State in bf is a single array of chars.
If I were you, I'd take a hash of the bf interpreter state on every "]" (or once in rand(1, 100) "]"s*) and assert that the set of hashes is unique.
The second (or more) time I see a certain hash, I save the whole state aside.
The third (or more) time I see a certain hash, I compare the whole state to the saved one(s) and if there's a match, I quit.
On every input command ('.', IIRC) I reset my saved states and list of hashes.
An optimization is to only hash the part of state that was touched.
I haven't solved the halting problem - I'm detecting infinite loops while running the program.
*The rand is to make the check independent of loop period
Infinite loop cannot be detected, but you can detect if the program is taking too much time.
Implement a timeout by incrementing a counter every time you run a command (e.g. <, >, +, -). When the counter reaches some large number, which you set by observation, you can say that it takes very long time to execute your program. For your purpose, "very long" and infinite is a good-enough approximation.
As already mentioned this is the Halting Problem.
But in your case there might be a solution: The Halting Problem is considering is about the Turing machine, which has unlimited memory.
In case you know that you have a upper limit of memory (e.g. you know you dont use more than 10 memory cells), you can execute your programm and stop it. The idea is that the computation space bounds computation time (as you cant write more than one cell at one step).
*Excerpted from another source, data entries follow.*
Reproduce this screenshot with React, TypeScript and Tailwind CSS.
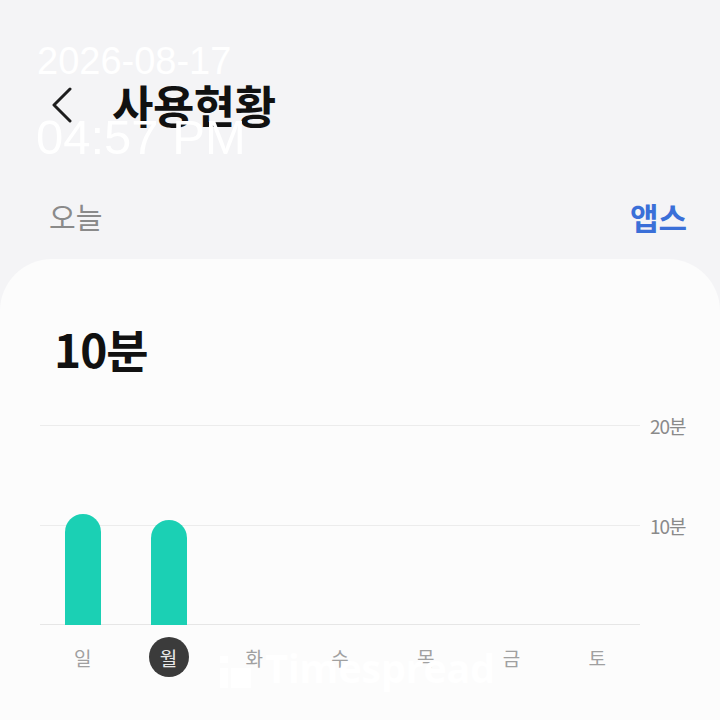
import React from "react";

const days = ["일", "월", "화", "수", "목", "금", "토"];
const bars = [111, 105, 0, 0, 0, 0, 0];

export default function App() {
  return (
    <div
      className="relative w-[720px] h-[720px] overflow-hidden bg-[#f4f4f6]"
      style={{ fontFamily: '"Noto Sans CJK KR", "Noto Sans", sans-serif' }}
    >
      {/* Header */}
      <div className="pt-[80px]">
        <div className="flex h-[54px] items-center pl-[50px]">
          <svg width="24" height="36" viewBox="0 0 24 36" className="-mt-[4px] text-[#1e1e1e]">
            <path d="M20 2 L4 18 L20 34" fill="none" stroke="currentColor" strokeWidth="3" strokeLinecap="round" strokeLinejoin="round" />
          </svg>
          <div className="-mt-[6px] ml-[38px] text-[45px] font-bold leading-none tracking-[-0.5px] text-[#111]">사용현황</div>
        </div>
      </div>

      {/* Tabs row */}
      <div className="mt-[62px] flex h-[40px] items-center justify-between pl-[49px] pr-[33px]">
        <div className="text-[29px] leading-none text-[#8a8a8a]">오늘</div>
        <div className="text-[31px] font-bold leading-none text-[#3a6fd8]">앱스</div>
      </div>

      {/* Card */}
      <div className="mt-[23px] h-[500px] rounded-t-[52px] bg-[#fcfcfc] pt-[66px]">
        <div className="pl-[54px] text-[46px] font-bold leading-none tracking-[-1px] text-[#111]">10분</div>

        <div className="mt-[54px] flex pl-[40px]">
          <div className="relative h-[200px] w-[600px]">
            <div className="flex h-full flex-col justify-between">
              <div className="h-px bg-[#ececec]" />
              <div className="h-px bg-[#ececec]" />
              <div className="h-px bg-[#e6e6e6]" />
            </div>
            <div className="absolute inset-x-0 bottom-0 top-0 grid grid-cols-7 items-end">
              {bars.map((h, i) => (
                <div key={i} className="flex justify-center">
                  {h > 0 && (
                    <div className="w-[36px] rounded-t-full bg-[#1bd0b4]" style={{ height: h }} />
                  )}
                </div>
              ))}
            </div>
          </div>
          <div className="relative ml-[10px] h-[200px] text-[19px] leading-none text-[#8a8a8a]">
            <div className="absolute left-0 top-[-9px] whitespace-nowrap tracking-[-1px]">20분</div>
            <div className="absolute left-0 top-[91px] whitespace-nowrap tracking-[-1px]">10분</div>
          </div>
        </div>

        <div className="ml-[40px] mt-[12px] grid w-[600px] grid-cols-7">
          {days.map((d, i) => (
            <div key={d} className="flex justify-center">
              {i === 1 ? (
                <div className="flex h-[40px] w-[40px] items-center justify-center rounded-full bg-[#3b3b3b] text-[19px] leading-none text-[#e8e8e8]">
                  {d}
                </div>
              ) : (
                <div className="flex h-[40px] items-center text-[19px] leading-none text-[#a0a0a0]">{d}</div>
              )}
            </div>
          ))}
        </div>
      </div>

      {/* Watermark date/time */}
      <div
        className="absolute left-[37px] top-[42px] text-[38px] leading-none text-white"
        style={{ fontFamily: '"Liberation Sans", Arial, sans-serif' }}
      >
        2026-08-17
      </div>
      <div
        className="absolute left-[36px] top-[113px] text-[49px] leading-none text-white"
        style={{ fontFamily: '"Liberation Sans", Arial, sans-serif' }}
      >
        04:57 PM
      </div>

      {/* Timespread watermark */}
      <div className="absolute left-[220px] top-[648px] flex items-end gap-[14px] text-white">
        <div className="flex h-[32px] items-end gap-[3px]">
          <div className="flex h-full flex-col justify-between">
            <div className="h-[7px] w-[8px] bg-white" />
            <div className="h-[20px] w-[8px] bg-white" />
          </div>
          <div className="h-[20px] w-[20px] bg-white" />
        </div>
        <div
          className="text-[40px] font-bold leading-none tracking-[-0.5px]"
          style={{ fontFamily: '"Open Sans", "Liberation Sans", sans-serif' }}
        >
          Timespread
        </div>
      </div>
    </div>
  );
}
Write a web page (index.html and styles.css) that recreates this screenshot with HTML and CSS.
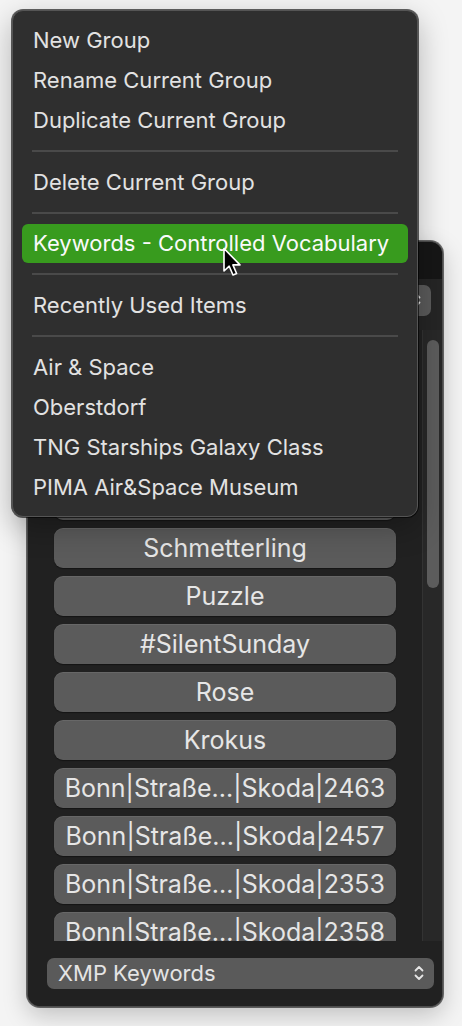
FILE: index.html
```html
<!DOCTYPE html>
<html>
<head>
<meta charset="utf-8">
<link rel="stylesheet" href="styles.css">
</head>
<body>
<div class="panel">
  <div class="titlebar"></div>
  <div class="toolbar">
    <div class="popup top-popup">
      <span class="popup-label"></span>
      <svg class="chev" width="10" height="16" viewBox="0 0 10 16"><path d="M1.5 5.5 L5 2 L8.5 5.5 M1.5 10.5 L5 14 L8.5 10.5" fill="none" stroke="#e6e6e6" stroke-width="1.8" stroke-linecap="round" stroke-linejoin="round"/></svg>
    </div>
  </div>
  <div class="scrollview">
    <div class="content">
      <div class="kw"></div>
      <div class="kw"></div>
      <div class="kw"></div>
      <div class="kw"></div>
      <div class="kw">Schmetterling</div>
      <div class="kw">Puzzle</div>
      <div class="kw">#SilentSunday</div>
      <div class="kw">Rose</div>
      <div class="kw">Krokus</div>
      <div class="kw">Bonn|Straße...|Skoda|2463</div>
      <div class="kw">Bonn|Straße...|Skoda|2457</div>
      <div class="kw">Bonn|Straße...|Skoda|2353</div>
      <div class="kw">Bonn|Straße...|Skoda|2358</div>
    </div>
    <div class="track"><div class="thumb"></div></div>
  </div>
  <div class="footer">
    <div class="popup bottom-popup">
      <span class="popup-label">XMP Keywords</span>
      <svg class="chev" width="10" height="16" viewBox="0 0 10 16"><path d="M1.5 5.5 L5 2 L8.5 5.5 M1.5 10.5 L5 14 L8.5 10.5" fill="none" stroke="#e6e6e6" stroke-width="1.8" stroke-linecap="round" stroke-linejoin="round"/></svg>
    </div>
  </div>
</div>

<div class="menu">
  <div class="item">New Group</div>
  <div class="item">Rename Current Group</div>
  <div class="item">Duplicate Current Group</div>
  <div class="sep"></div>
  <div class="item">Delete Current Group</div>
  <div class="sep"></div>
  <div class="item selected">Keywords - Controlled Vocabulary</div>
  <div class="sep"></div>
  <div class="item">Recently Used Items</div>
  <div class="sep"></div>
  <div class="item">Air &amp; Space</div>
  <div class="item">Oberstdorf</div>
  <div class="item">TNG Starships Galaxy Class</div>
  <div class="item">PIMA Air&amp;Space Museum</div>
</div>

<svg class="cursor" width="22" height="32" viewBox="0 0 22 32"><path d="M2 1.5 L2 24 L7.2 19.2 L11 28 L14.6 26.5 L10.9 17.9 L18 17.9 Z" fill="#000" stroke="#fff" stroke-width="1.6" stroke-linejoin="round"/></svg>
</body>
</html>
```

FILE: styles.css
```css
html, body {
  margin: 0;
  padding: 0;
}
body {
  width: 462px;
  height: 1026px;
  overflow: hidden;
  position: relative;
  background: #f4f4f4;
  font-family: "Inter", "Noto Sans", sans-serif;
  -webkit-font-smoothing: antialiased;
}

/* underlying panel (a window on the desktop) */
.panel {
  position: absolute;
  left: 27px;
  top: 241px;
  width: 416px;
  height: 766px;
  box-sizing: border-box;
  border: 1px solid #4d4d4d;
  border-radius: 13px;
  background: #212121;
  overflow: hidden;
  display: flex;
  flex-direction: column;
  box-shadow: 0 0 0 1px rgba(0,0,0,0.55), 0 8px 24px rgba(0,0,0,0.22);
}
.titlebar {
  height: 37px;
  flex: none;
  background: #161616;
}
.toolbar {
  height: 51px;
  flex: none;
  background: #252525;
  display: flex;
  align-items: center;
  justify-content: flex-end;
  padding: 0 11px 0 20px;
  box-sizing: border-box;
}
.popup {
  background: #5a5a5a;
  border-radius: 7px;
  display: flex;
  align-items: center;
  justify-content: space-between;
  box-sizing: border-box;
  color: #e4e4e4;
  font-size: 22px;
}
.top-popup {
  width: 380px;
  height: 31px;
  padding: 0 10px 0 12px;
  margin-top: -9px;
}
.scrollview {
  flex: 1;
  display: flex;
  background: #212121;
  min-height: 0;
}
.content {
  flex: 1;
  overflow: hidden;
  padding: 6px 26px 0 26px;
  display: flex;
  flex-direction: column;
  gap: 8px;
}
.kw {
  flex: none;
  height: 40px;
  border-radius: 9px;
  background: #5b5b5b;
  box-shadow: inset 0 1px 0 rgba(255,255,255,0.08), 0 1px 1px rgba(0,0,0,0.4);
  color: #e6e6e6;
  font-size: 25px;
  display: flex;
  align-items: center;
  justify-content: center;
  white-space: nowrap;
}
.track {
  width: 20px;
  flex: none;
  background: #282828;
  border-left: 1px solid #333;
  box-sizing: border-box;
  padding: 10px 3px 0 4px;
}
.thumb {
  height: 248px;
  border-radius: 6px;
  background: #5c5c5c;
}
.footer {
  height: 65px;
  flex: none;
  background: #212121;
  display: flex;
  align-items: center;
  padding: 0 8px 0 19px;
  box-sizing: border-box;
}
.bottom-popup {
  width: 100%;
  height: 31px;
  padding: 0 10px 0 11px;
  margin-top: -1px;
}

/* context menu over the panel */
.menu {
  position: absolute;
  left: 12px;
  top: 10px;
  width: 406px;
  box-sizing: border-box;
  padding: 9px 0 9px 0;
  background: #2f2f2f;
  border: 1px solid #555;
  border-radius: 11px;
  box-shadow: 0 0 0 1px rgba(0,0,0,0.6), 0 10px 30px rgba(0,0,0,0.28);
  color: #e2e2e2;
  font-size: 22px;
}
.item {
  height: 40px;
  line-height: 40px;
  padding: 0 11px;
  margin: 0 9px;
  border-radius: 6px;
  white-space: nowrap;
}
.item.selected {
  background: #389b1e;
  color: #fafafa;
  height: 39px;
  line-height: 39px;
  margin-bottom: 1px;
}
.sep {
  height: 2px;
  margin: 10px 19px;
  background: #4a4a4a;
}

.cursor {
  position: absolute;
  left: 222px;
  top: 247px;
}
```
After you executed as much steps as you can have different memory configurations, you can break. E.g. if you have 3 cells, with 256 conditions, you can have at most 3^256 different states, and so you can stop after executing that many steps. But be careful, there are implicit cells, like the instruction pointer and the registers. You do it even shorter, if you save every state configuration and as soon as you detect one, which you already had, you have an infite loop. This approach is definitly much better in the run time, but therefor needs much more space (here it might be suitable to hash the configurations).
This is not the halting problem, however, it is still not reasonable to try to detect halting even in such a limited machine as a 1000 cell BF machine.
Consider this program:
+[->[>]+<[-<]+]
This program will not repeat until it has filled up the entire of memory which for just 1000 cells will take about 10^300 years.
If I remember correctly, the halting problem proof was only true for some extreme case that involved self reference. However it's still trivial to show a practical example of why you can't make an infinite loop detector.
Consider Fermat's Last Theorem. It's easy to create a program that iterates through every number (or in this case 3 numbers), and detects if it's a counterexample to the theorem. If so it halts, otherwise it continues.
So if you have an infinite loop detector, it should be able to prove this theorem, and many many others (perhaps all others, if they can be reduced to searching for counterexamples.)
In general, any program that involves iterating through numbers and only stopping under some condition, would require a general theorem prover to prove if that condition can ever be met. And that's the simplest case of looping there is.
Off the top of my head (and I could be wrong), I would think it would be a little bit difficult to detect whether or not a program has an infinite loop without actually executing the program itself.
As the conditional execution of portions of the program depends on the execution state of the program, it will be difficult to know the particular state of the program without actually executing the program.
If you don't require that a program with an infinite loop be executed, you could try having an "instructions executed" counter, and only execute a finite number of instructions. This way, if a program does have an infinite loop, the interpreter can terminate the program which is stuck in an infinite loop.